IT博客汇
  • 首页
  • 精华
  • 技术
  • 设计
  • 资讯
  • 扯淡
  • 权利声明
  • 登录 注册

    Downlolad Google’s WebP Images via Take Screenshots with Selenium WebDriver

    SparkAndShine发表于 2021-02-20 15:30:11
    love 0

    This post presents how to download Google’s WebP images by capturing screenshots in Selenium WebDriver.

    1. Problem Statement

    I scrapy some pictures from an ecommerce website in common ways.

    Using requests.get(url, params=None, **kwargs):

    import requests
    
    import os
    from urllib.parse import urlparse
    
    def main():
        url = 'https://image.rakuten.co.jp/azu-kobe/cabinet/hair1/hb-30-pp1.jpg'
        filename = os.path.basename(urlparse(url).path)
    
        response = requests.get(url)
    
        with open(filename, "wb") as f:
            f.write(response.content)

    It works fine for a normal image, e.g., http://sparkandshine.net/wordpress/wp-content/uploads/2021/02/ABC_pay_qrcode.jpeg. However, it raised the error NewConnectionError('<urllib3.connection.HTTPSConnection object at 0x10497ff70>: Failed to establish a new connection: [Errno 60] Operation timed out')) for https://image.rakuten.co.jp/azu-kobe/cabinet/hair1/hb-30-pp1.jpg as shown below.

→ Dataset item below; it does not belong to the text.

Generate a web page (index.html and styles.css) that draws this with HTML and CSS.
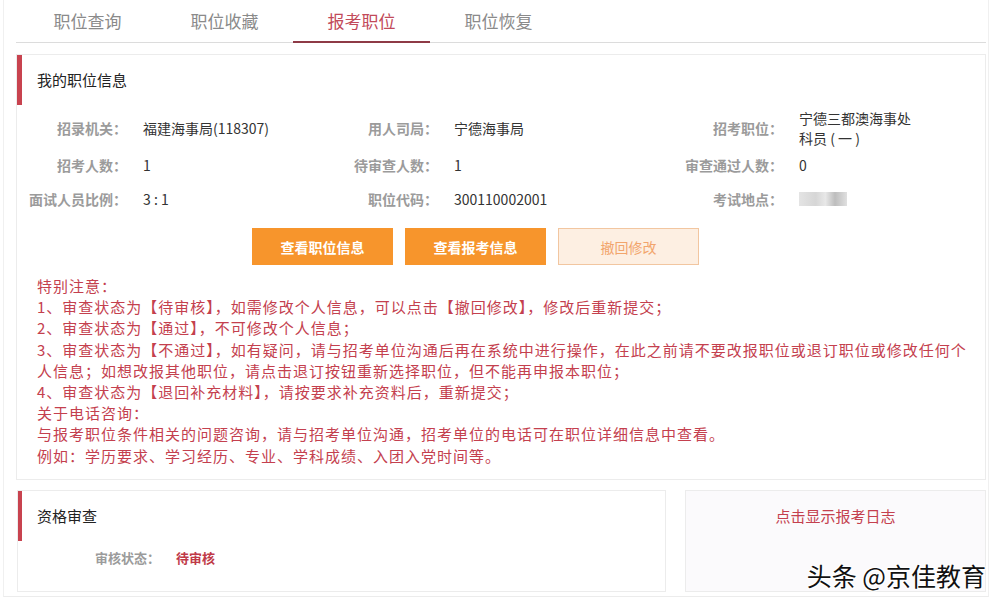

        response = requests.get(url)
      File "/Users/sparkandshine/opt/anaconda3/lib/python3.8/site-packages/requests/api.py", line 76, in get
        return request('get', url, params=params, **kwargs)
      File "/Users/sparkandshine/opt/anaconda3/lib/python3.8/site-packages/requests/api.py", line 61, in request
        return session.request(method=method, url=url, **kwargs)
      File "/Users/sparkandshine/opt/anaconda3/lib/python3.8/site-packages/requests/sessions.py", line 530, in request
        resp = self.send(prep, **send_kwargs)
      File "/Users/sparkandshine/opt/anaconda3/lib/python3.8/site-packages/requests/sessions.py", line 643, in send
        r = adapter.send(request, **kwargs)
      File "/Users/sparkandshine/opt/anaconda3/lib/python3.8/site-packages/requests/adapters.py", line 516, in send
        raise ConnectionError(e, request=request)
    requests.exceptions.ConnectionError: HTTPSConnectionPool(host='image.rakuten.co.jp', port=443): Max retries exceeded with url: /azu-kobe/cabinet/hair1/hb-30-pp1.jpg (Caused by NewConnectionError('<urllib3.connection.HTTPSConnection object at 0x10497ff70>: Failed to establish a new connection: [Errno 60] Operation timed out'))

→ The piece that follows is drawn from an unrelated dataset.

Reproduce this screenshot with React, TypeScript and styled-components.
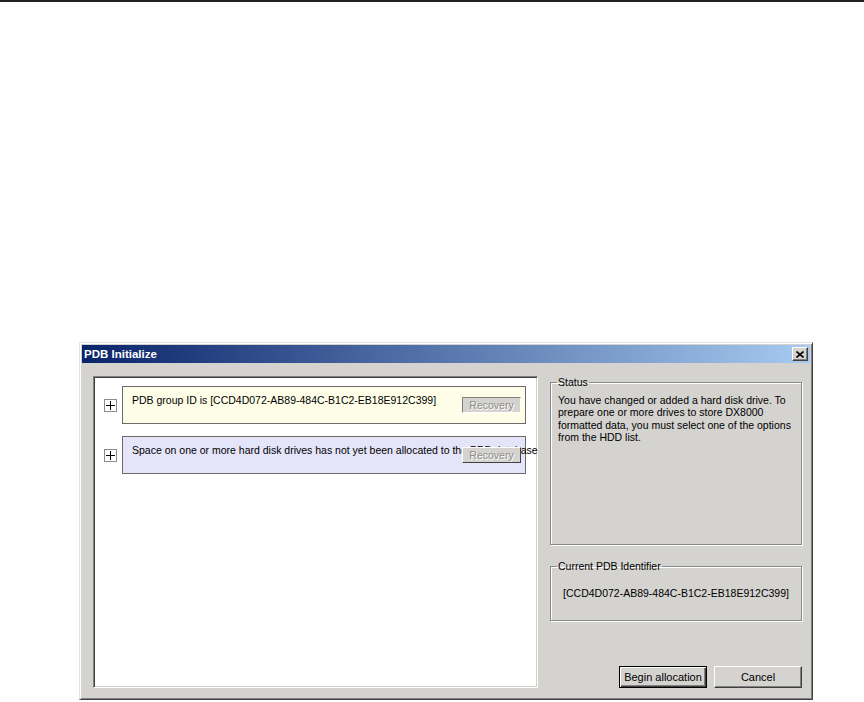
import React from "react";
import styled, { createGlobalStyle } from "styled-components";

const GlobalStyle = createGlobalStyle`
  html, body {
    margin: 0;
    padding: 0;
    background: #ffffff;
  }
  body {
    font-family: "Liberation Sans", Arial, sans-serif;
    font-size: 10.5px;
    color: #000000;
  }
`;

const Page = styled.div`
  width: 864px;
  height: 702px;
  overflow: hidden;
  display: flex;
  flex-direction: column;
`;

const TopRule = styled.div`
  height: 2px;
  background: #231f20;
`;

const Stage = styled.div`
  padding: 340px 0 0 79px;
`;

const Window = styled.div`
  width: 734px;
  height: 358px;
  box-sizing: border-box;
  background: #d4d3d0;
  border: 1px solid;
  border-color: #e4e4e4 #404040 #404040 #e4e4e4;
  box-shadow: inset 1px 1px 0 #ffffff, inset -1px -1px 0 #808080;
  padding: 2px;
  display: flex;
  flex-direction: column;
`;

const TitleBar = styled.div`
  height: 18px;
  flex: none;
  display: flex;
  align-items: center;
  justify-content: space-between;
  padding: 0 2px 0 2px;
  background: linear-gradient(to right, #0a246a, #a6caf0);
`;

const Title = styled.span`
  color: #ffffff;
  font-weight: bold;
  font-size: 11.5px;
`;

const CloseButton = styled.div`
  width: 16px;
  height: 14px;
  box-sizing: border-box;
  background: #d4d3d0;
  border: 1px solid;
  border-color: #ffffff #404040 #404040 #ffffff;
  box-shadow: inset -1px -1px 0 #808080;
  display: flex;
  align-items: center;
  justify-content: center;
`;

const Body = styled.div`
  flex: 1;
  display: grid;
  grid-template-columns: 445px 1fr;
  column-gap: 12px;
  padding: 13px 8px 9px 11px;
`;

const ListPanel = styled.div`
  background: #ffffff;
  border: 1px solid;
  border-color: #808080 #ffffff #ffffff #808080;
  box-shadow: inset 1px 1px 0 #404040, inset -1px -1px 0 #d4d0c8;
  padding: 9px 0 0 10px;
  display: flex;
  flex-direction: column;
  gap: 12px;
`;

const ItemLine = styled.div`
  display: flex;
  align-items: center;
  gap: 5px;
`;

const Expander = styled.div`
  width: 13px;
  height: 13px;
  box-sizing: border-box;
  border: 1px solid #8c8c8c;
  background: #ffffff;
  display: flex;
  align-items: center;
  justify-content: center;
  flex: none;
`;

const ItemBox = styled.div<{ $tint: string }>`
  position: relative;
  width: 404px;
  height: 38px;
  box-sizing: border-box;
  border: 1px solid #6a6a6a;
  background: ${(p) => p.$tint};
  padding: 7px 0 0 9px;
  line-height: 12px;
  white-space: nowrap;
`;

const RecoveryButton = styled.div<{ $sunken?: boolean }>`
  position: absolute;
  top: 10px;
  right: 4px;
  width: 59px;
  height: 16px;
  box-sizing: border-box;
  background: #d4d3d0;
  border: 1px solid;
  border-color: ${(p) =>
    p.$sunken ? "#808080 #ffffff #ffffff #808080" : "#ffffff #404040 #404040 #ffffff"};
  color: #8c8c8c;
  text-shadow: 1px 1px 0 #ffffff;
  display: flex;
  align-items: center;
  justify-content: center;
  font-size: 10.5px;
`;

const SideColumn = styled.div`
  display: flex;
  flex-direction: column;
`;

const Group = styled.fieldset<{ $height: number }>`
  margin: 0;
  height: ${(p) => p.$height}px;
  box-sizing: border-box;
  border: 1px solid #8a8a8a;
  box-shadow: 1px 1px 0 #ffffff, inset 1px 1px 0 #ffffff;
  padding: 0 7px;
  min-width: 0;
`;

const GroupLabel = styled.legend`
  padding: 0 1px;
  margin-left: -1px;
  line-height: 12px;
  font-size: 10.5px;
`;

const StatusText = styled.p`
  margin: 6px 0 0;
  line-height: 12.4px;
`;

const IdentifierText = styled.p`
  margin: 15px 0 0;
  line-height: 12px;
  text-align: center;
`;

const Spacer = styled.div<{ $size: number }>`
  height: ${(p) => p.$size}px;
  flex: none;
`;

const ButtonRow = styled.div`
  margin-top: auto;
  display: flex;
  justify-content: flex-end;
  gap: 7px;
`;

const PushButton = styled.button<{ $default?: boolean }>`
  width: 88px;
  height: 22px;
  box-sizing: border-box;
  margin: 0;
  padding: 0;
  font-family: "Liberation Sans", Arial, sans-serif;
  font-size: 11px;
  color: #000000;
  background: #d4d3d0;
  border: 1px solid;
  border-color: ${(p) =>
    p.$default ? "#000000" : "#ffffff #404040 #404040 #ffffff"};
  box-shadow: ${(p) =>
    p.$default
      ? "inset 1px 1px 0 #ffffff, inset -1px -1px 0 #404040, inset -2px -2px 0 #808080"
      : "inset -1px -1px 0 #808080"};
`;

const PlusIcon = () => (
  <svg width="9" height="9" viewBox="0 0 9 9">
    <path d="M0 4.5H9M4.5 0V9" stroke="#000" strokeWidth="1" />
  </svg>
);

const CloseIcon = () => (
  <svg width="8" height="7" viewBox="0 0 8 7">
    <path d="M0.5 0.5L7.5 6.5M7.5 0.5L0.5 6.5" stroke="#000" strokeWidth="1.6" />
  </svg>
);

const items = [
  {
    text: "PDB group ID is [CCD4D072-AB89-484C-B1C2-EB18E912C399]",
    tint: "#fefee8",
    sunken: true,
  },
  {
    text: "Space on one or more hard disk drives has not yet been allocated to the PDB database",
    tint: "#e5e5fa",
    sunken: false,
  },
];

const App: React.FC = () => {
  return (
    <Page>
      <GlobalStyle />
      <TopRule />
      <Stage>
        <Window>
          <TitleBar>
            <Title>PDB Initialize</Title>
            <CloseButton>
              <CloseIcon />
            </CloseButton>
          </TitleBar>
          <Body>
            <ListPanel>
              {items.map((item) => (
                <ItemLine key={item.text}>
                  <Expander>
                    <PlusIcon />
                  </Expander>
                  <ItemBox $tint={item.tint}>
                    {item.text}
                    <RecoveryButton $sunken={item.sunken}>Recovery</RecoveryButton>
                  </ItemBox>
                </ItemLine>
              ))}
            </ListPanel>
            <SideColumn>
              <Group $height={169}>
                <GroupLabel>Status</GroupLabel>
                <StatusText>
                  You have changed or added a hard disk drive. To prepare one or
                  more drives to store DX8000 formatted data, you must select one
                  of the options from the HDD list.
                </StatusText>
              </Group>
              <Spacer $size={15} />
              <Group $height={61}>
                <GroupLabel>Current PDB Identifier</GroupLabel>
                <IdentifierText>[CCD4D072-AB89-484C-B1C2-EB18E912C399]</IdentifierText>
              </Group>
              <ButtonRow>
                <PushButton $default>Begin allocation</PushButton>
                <PushButton>Cancel</PushButton>
              </ButtonRow>
            </SideColumn>
          </Body>
        </Window>
      </Stage>
    </Page>
  );
};

export default App;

    Using urllib.request.urlretrieve(url, filename=None, reporthook=None, data=None):

    import urllib.request
    import os
    from urllib.parse import urlparse
    
    # url = 'http://sparkandshine.net/wordpress/wp-content/uploads/2021/02/ABC_pay_qrcode.jpeg'
    
    url = 'https://image.rakuten.co.jp/azu-kobe/cabinet/hair1/hb-30-pp1.jpg'
    
    filename = os.path.basename(urlparse(url).path)
    urllib.request.urlretrieve(url, filename)

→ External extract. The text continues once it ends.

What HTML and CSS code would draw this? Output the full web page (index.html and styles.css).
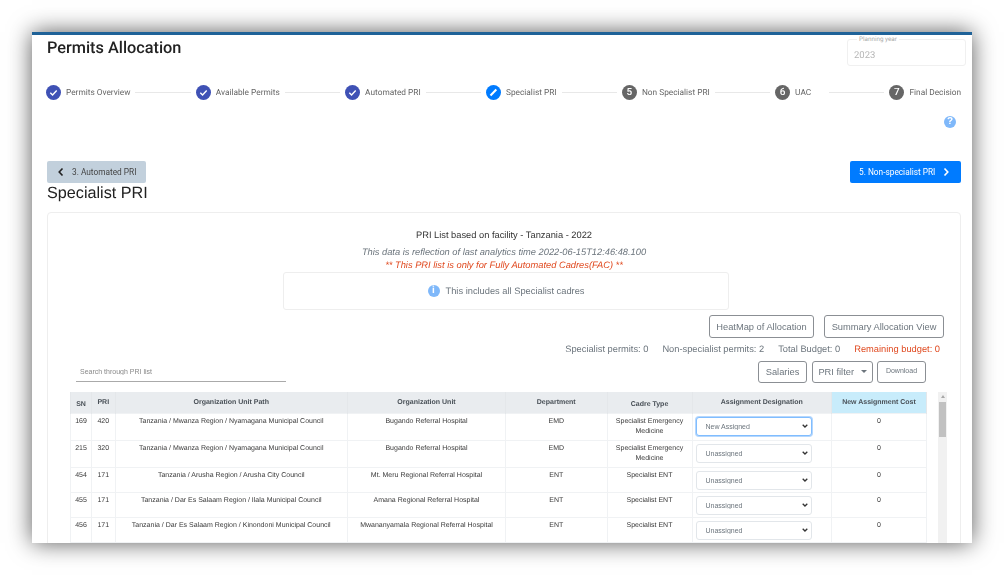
FILE: index.html
```html
<!DOCTYPE html>
<html lang="en">
<head>
    <meta charset="UTF-8">
    <title>Permits Allocation</title>
    <link rel="stylesheet" href="styles.css">
</head>
<body>

<div class="frame">

    <!-- page title and year field -->
    <div class="pageHeader">
        <h1 class="pageTitle">Permits Allocation</h1>
        <div class="yearField">
            <span class="yearLabel">Planning year</span>
            <span class="yearValue">2023</span>
        </div>
    </div>

    <!-- steps -->
    <div class="stepper">
        <span class="stepIcon done"><svg viewBox="0 0 16 16"><path d="M4.6 8.2l2.4 2.4 4.4-4.8"/></svg></span>
        <span class="stepLabel">Permits Overview</span>
        <span class="stepLine"></span>
        <span class="stepIcon done"><svg viewBox="0 0 16 16"><path d="M4.6 8.2l2.4 2.4 4.4-4.8"/></svg></span>
        <span class="stepLabel">Available Permits</span>
        <span class="stepLine"></span>
        <span class="stepIcon done"><svg viewBox="0 0 16 16"><path d="M4.6 8.2l2.4 2.4 4.4-4.8"/></svg></span>
        <span class="stepLabel">Automated PRI</span>
        <span class="stepLine"></span>
        <span class="stepIcon active"><svg viewBox="0 0 16 16"><path d="M4.8 11.2l6.2-6.4" stroke-width="2.2"/></svg></span>
        <span class="stepLabel">Specialist PRI</span>
        <span class="stepLine"></span>
        <span class="stepIcon todo">5</span>
        <span class="stepLabel">Non Specialist PRI</span>
        <span class="stepLine"></span>
        <span class="stepIcon todo">6</span>
        <span class="stepLabel uac">UAC</span>
        <span class="stepLine"></span>
        <span class="stepIcon todo">7</span>
        <span class="stepLabel">Final Decision</span>
    </div>

    <div class="helpRow">
        <span class="roundHint">?</span>
    </div>

    <!-- previous / next -->
    <div class="navRow">
        <button class="navBtn prev">
            <svg class="chev" viewBox="0 0 8 10"><path d="M5.5 1.5L2.2 5l3.3 3.5"/></svg>
            3. Automated PRI
        </button>
        <button class="navBtn next">
            5. Non-specialist PRI
            <svg class="chev" viewBox="0 0 8 10"><path d="M2.5 1.5L5.8 5 2.5 8.5"/></svg>
        </button>
    </div>

    <h2 class="sectionTitle">Specialist PRI</h2>

    <div class="card">
        <p class="cardTitle">PRI List based on facility - Tanzania - 2022</p>
        <p class="cardNote">This data is reflection of last analytics time 2022-06-15T12:46:48.100</p>
        <p class="cardNote red">** This PRI list is only for Fully Automated Cadres(FAC) **</p>

        <div class="infoBox">
            <span class="roundHint">i</span>
            This includes all Specialist cadres
        </div>

        <div class="actionRow">
            <button class="outlineBtn heatBtn">HeatMap of Allocation</button>
            <button class="outlineBtn summaryBtn">Summary Allocation View</button>
        </div>

        <div class="statsRow">
            <span>Specialist permits: 0</span>
            <span>Non-specialist permits: 2</span>
            <span>Total Budget: 0</span>
            <span class="red">Remaining budget: 0</span>
        </div>

        <div class="toolRow">
            <input class="searchBox" type="text" placeholder="Search through PRI list">
            <div class="toolBtns">
                <button class="outlineBtn salaryBtn">Salaries</button>
                <button class="outlineBtn filterBtn">PRI filter <span class="caret"></span></button>
                <button class="outlineBtn small">Download</button>
            </div>
        </div>

        <div class="tableWrap">
            <table class="priTable">
                <colgroup>
                    <col class="cSn"><col class="cPri"><col class="cPath"><col class="cUnit">
                    <col class="cDept"><col class="cCadre"><col class="cAssign"><col class="cCost">
                </colgroup>
                <thead>
                    <tr>
                        <th class="low">SN</th>
                        <th>PRI</th>
                        <th>Organization Unit Path</th>
                        <th>Organization Unit</th>
                        <th>Department</th>
                        <th class="low">Cadre Type</th>
                        <th>Assignment Designation</th>
                        <th class="costHead">New Assignment Cost</th>
                    </tr>
                </thead>
                <tbody>
                    <tr>
                        <td>169</td><td>420</td>
                        <td>Tanzania / Mwanza Region / Nyamagana Municipal Council</td>
                        <td>Bugando Referral Hospital</td>
                        <td>EMD</td><td>Specialist Emergency Medicine</td>
                        <td class="pick"><select class="assign focused"><option>New Assigned</option><option>Unassigned</option></select></td>
                        <td>0</td>
                    </tr>
                    <tr>
                        <td>215</td><td>320</td>
                        <td>Tanzania / Mwanza Region / Nyamagana Municipal Council</td>
                        <td>Bugando Referral Hospital</td>
                        <td>EMD</td><td>Specialist Emergency Medicine</td>
                        <td class="pick"><select class="assign"><option>Unassigned</option><option>New Assigned</option></select></td>
                        <td>0</td>
                    </tr>
                    <tr>
                        <td>454</td><td>171</td>
                        <td>Tanzania / Arusha Region / Arusha City Council</td>
                        <td>Mt. Meru Regional Referral Hospital</td>
                        <td>ENT</td><td>Specialist ENT</td>
                        <td class="pick"><select class="assign"><option>Unassigned</option><option>New Assigned</option></select></td>
                        <td>0</td>
                    </tr>
                    <tr>
                        <td>455</td><td>171</td>
                        <td>Tanzania / Dar Es Salaam Region / Ilala Municipal Council</td>
                        <td>Amana Regional Referral Hospital</td>
                        <td>ENT</td><td>Specialist ENT</td>
                        <td class="pick"><select class="assign"><option>Unassigned</option><option>New Assigned</option></select></td>
                        <td>0</td>
                    </tr>
                    <tr>
                        <td>456</td><td>171</td>
                        <td>Tanzania / Dar Es Salaam Region / Kinondoni Municipal Council</td>
                        <td>Mwananyamala Regional Referral Hospital</td>
                        <td>ENT</td><td>Specialist ENT</td>
                        <td class="pick"><select class="assign"><option>Unassigned</option><option>New Assigned</option></select></td>
                        <td>0</td>
                    </tr>
                </tbody>
            </table>
            <div class="scrollTrack">
                <span class="scrollUp"></span>
                <span class="scrollThumb"></span>
            </div>
        </div>
    </div>
</div>

</body>
</html>
```

FILE: styles.css
```css
* {
    box-sizing: border-box;
}

body {
    margin: 0;
    padding: 32px;
    background: #fff;
    font-family: "Liberation Sans", Arial, sans-serif;
    text-rendering: geometricPrecision;
}

.frame {
    width: 940px;
    height: 511px;
    overflow: hidden;
    background: #fff;
    border-top: 3px solid #1f6298;
    padding: 0 6px 0 14px;
    box-shadow: 0 0 22px rgba(0, 0, 0, 0.65);
    filter: blur(0.35px);
}

.pageHeader {
    display: flex;
    justify-content: space-between;
    align-items: flex-start;
    padding-top: 4px;
}

.pageTitle {
    margin: 0 0 0 1px;
    font-family: Roboto, sans-serif;
    font-size: 16.3px;
    font-weight: 500;
    line-height: 17px;
    color: #222;
}

.yearField {
    position: relative;
    width: 119px;
    height: 27px;
    border: 1px solid #f0f0f0;
    border-radius: 3px;
    padding: 10px 6px 0;
}

.yearLabel {
    position: absolute;
    top: -5px;
    left: 9px;
    padding: 0 2px;
    background: #fff;
    font-family: Roboto, sans-serif;
    font-size: 6.3px;
    line-height: 9px;
    color: #aaa;
}

.yearValue {
    display: block;
    font-family: Roboto, sans-serif;
    font-size: 9.5px;
    line-height: 12px;
    color: #b5b5b5;
}

.stepper {
    display: flex;
    align-items: center;
    gap: 5px;
    height: 15px;
    margin-top: 19px;
    margin-right: 5px;
    font-family: Roboto, sans-serif;
    font-size: 8.3px;
    color: #666;
}

.stepIcon {
    flex: none;
    display: flex;
    align-items: center;
    justify-content: center;
    width: 15px;
    height: 15px;
    border-radius: 50%;
    color: #fff;
    font-size: 10px;
    font-weight: 500;
}

.stepIcon svg {
    width: 15px;
    height: 15px;
    fill: none;
    stroke: #fff;
    stroke-width: 1.5;
}

.done {
    background: #3f51b5;
}

.active {
    background: #007bff;
}

.todo {
    background: #666;
}

.stepLabel {
    flex: none;
    white-space: nowrap;
}

.uac {
    width: 29px;
}

.stepLine {
    flex: 1;
    height: 1px;
    background: #e8e8e8;
}

.helpRow {
    display: flex;
    justify-content: flex-end;
    margin-top: 16px;
    margin-right: 10px;
}

.roundHint {
    flex: none;
    display: inline-flex;
    align-items: center;
    justify-content: center;
    width: 12px;
    height: 12px;
    border-radius: 50%;
    background: #7fb8fa;
    color: #fff;
    font-size: 10px;
    font-weight: bold;
    line-height: 12px;
}

.navRow {
    display: flex;
    justify-content: space-between;
    margin: 33px 5px 0 1px;
}

.navBtn {
    display: flex;
    align-items: center;
    height: 22px;
    border: 0;
    border-radius: 2px;
    font-family: Roboto, sans-serif;
    font-size: 8.3px;
}

.prev {
    width: 99px;
    padding: 0 0 0 10px;
    gap: 7px;
    background: #c2d0dc;
    color: #444;
}

.next {
    width: 111px;
    padding: 0 0 0 9px;
    gap: 7px;
    background: #007bff;
    color: #fff;
}

.chev {
    width: 8px;
    height: 10px;
    fill: none;
    stroke: currentColor;
    stroke-width: 1.6;
}

.prev .chev {
    color: #222;
}

.sectionTitle {
    margin: 0 0 0 1px;
    font-size: 16.2px;
    font-weight: normal;
    line-height: 20px;
    color: #222;
}

.card {
    width: 914px;
    height: 340px;
    margin: 9px 0 0 1px;
    border: 1px solid #eee;
    border-radius: 4px;
    padding: 16px 16px 0 22px;
    font-size: 9.3px;
    color: #6c757d;
}

.cardTitle {
    margin: 0 0 5px;
    padding-right: 6px;
    line-height: 12px;
    text-align: center;
    color: #333;
}

.cardNote {
    margin: 0 0 1px;
    padding-right: 6px;
    line-height: 12px;
    text-align: center;
    font-style: italic;
}

.red {
    color: #e0491f;
}

.infoBox {
    display: flex;
    align-items: center;
    justify-content: center;
    gap: 6px;
    width: 446px;
    height: 38px;
    margin-left: 213px;
    border: 1px solid #eee;
    border-radius: 3px;
}

.actionRow {
    display: flex;
    justify-content: flex-end;
    gap: 10px;
    margin-top: 5px;
}

.outlineBtn {
    height: 23px;
    padding: 0;
    border: 1px solid #8b8f94;
    border-radius: 3px;
    background: #fff;
    font-family: "Liberation Sans", Arial, sans-serif;
    font-size: 9.3px;
    color: #6c757d;
}

.heatBtn { width: 105px; }
.summaryBtn { width: 120px; }
.salaryBtn { width: 49px; margin-right: 1px; }
.filterBtn { width: 61px; }

.statsRow {
    display: flex;
    justify-content: flex-end;
    gap: 14px;
    margin: 5px 4px 0 0;
    line-height: 12px;
}

.toolRow {
    display: flex;
    justify-content: space-between;
    margin: 6px 18px 0 0;
}

.searchBox {
    width: 210px;
    height: 21px;
    margin-left: 6px;
    padding: 0 4px;
    border: 0;
    border-bottom: 1px solid #aaa;
    font-family: "Liberation Sans", Arial, sans-serif;
    font-size: 7px;
}

.searchBox::placeholder {
    color: #888;
}

.toolBtns {
    display: flex;
    gap: 4px;
}

.toolBtns .outlineBtn {
    height: 22px;
}

.caret {
    display: inline-block;
    margin-left: 4px;
    vertical-align: 2px;
    border-top: 3px solid #6c757d;
    border-left: 3px solid transparent;
    border-right: 3px solid transparent;
}

.toolBtns .small {
    width: 49px;
    padding: 0 0 3px;
    font-size: 7px;
}

.tableWrap {
    display: flex;
    align-items: flex-start;
    gap: 11px;
    margin-top: 9px;
}

.priTable {
    flex: none;
    width: 856px;
    table-layout: fixed;
    border-collapse: collapse;
    font-size: 7px;
    color: #3a3a3a;
    text-align: center;
}

.cSn { width: 21px; }
.cPri { width: 23.5px; }
.cPath { width: 232.5px; }
.cUnit { width: 158px; }
.cDept { width: 101.5px; }
.cCadre { width: 85px; }
.cAssign { width: 139.5px; }
.cCost { width: 95px; }

.priTable th {
    height: 21px;
    padding: 6px 2px 0;
    vertical-align: top;
    background: #e9ecef;
    border: 1px solid #e4e7ea;
    border-width: 0 1px;
    line-height: 9px;
    color: #495057;
}

.priTable th.low {
    padding-top: 8px;
}

.priTable th.costHead {
    background: #c8ecfb;
}

.priTable td {
    padding: 3px 3px 2px;
    vertical-align: top;
    border: 1px solid #f0f2f4;
    line-height: 10.5px;
}

.priTable td.pick {
    padding: 3px 19px 2px 3px;
}

.assign {
    display: block;
    width: 116px;
    height: 19px;
    padding: 0 0 0 9px;
    border: 1px solid #e2e6ea;
    border-radius: 3px;
    appearance: none;
    background: #fff url("data:image/svg+xml,%3Csvg xmlns='http://www.w3.org/2000/svg' viewBox='0 0 6 4'%3E%3Cpath d='M.7.7L3 3l2.3-2.3' fill='none' stroke='%23333' stroke-width='1.3'/%3E%3C/svg%3E") no-repeat right 3px center / 6px 4px;
    font-family: "Liberation Sans", Arial, sans-serif;
    font-size: 7px;
    color: #6c757d;
}

.focused {
    border-color: #80bdff;
    box-shadow: 0 0 0 1px #b5d7fd;
}

.scrollTrack {
    flex: none;
    display: flex;
    flex-direction: column;
    align-items: center;
    width: 9px;
    height: 160px;
    background: #f1f1f1;
}

.scrollUp {
    margin-top: 3px;
    border-bottom: 3px solid #a8a8a8;
    border-left: 2px solid transparent;
    border-right: 2px solid transparent;
}

.scrollThumb {
    width: 7px;
    height: 35px;
    margin-top: 4px;
    background: #c1c1c1;
}
```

    Note that the function is ported from the Python 2 module urllib (as opposed to urllib2). It might become deprecated at some point in the future.

    It raised the error urllib.error.URLError: <urlopen error [Errno 60] Operation timed out> (The above code snippet works fine for a normal image.).

        urllib.request.urlretrieve(url, filename)
      File "/Users/sparkandshine/opt/anaconda3/lib/python3.8/urllib/request.py", line 247, in urlretrieve
        with contextlib.closing(urlopen(url, data)) as fp:
      File "/Users/sparkandshine/opt/anaconda3/lib/python3.8/urllib/request.py", line 222, in urlopen
        return opener.open(url, data, timeout)
      File "/Users/sparkandshine/opt/anaconda3/lib/python3.8/urllib/request.py", line 525, in open
        response = self._open(req, data)
      File "/Users/sparkandshine/opt/anaconda3/lib/python3.8/urllib/request.py", line 542, in _open
        result = self._call_chain(self.handle_open, protocol, protocol +
      File "/Users/sparkandshine/opt/anaconda3/lib/python3.8/urllib/request.py", line 502, in _call_chain
        result = func(*args)
      File "/Users/sparkandshine/opt/anaconda3/lib/python3.8/urllib/request.py", line 1393, in https_open
        return self.do_open(http.client.HTTPSConnection, req,
      File "/Users/sparkandshine/opt/anaconda3/lib/python3.8/urllib/request.py", line 1353, in do_open
        raise URLError(err)
    urllib.error.URLError: <urlopen error [Errno 60] Operation timed out>

    2. Problem Analysis

    I tried to download the image manually via Chrome using Save Image As, and got this:

    Save as an image on Chrome
    Figure 1 Save as an image on Chrome

    Oops, the format of the request image is Google’s WebP, instead of common formats.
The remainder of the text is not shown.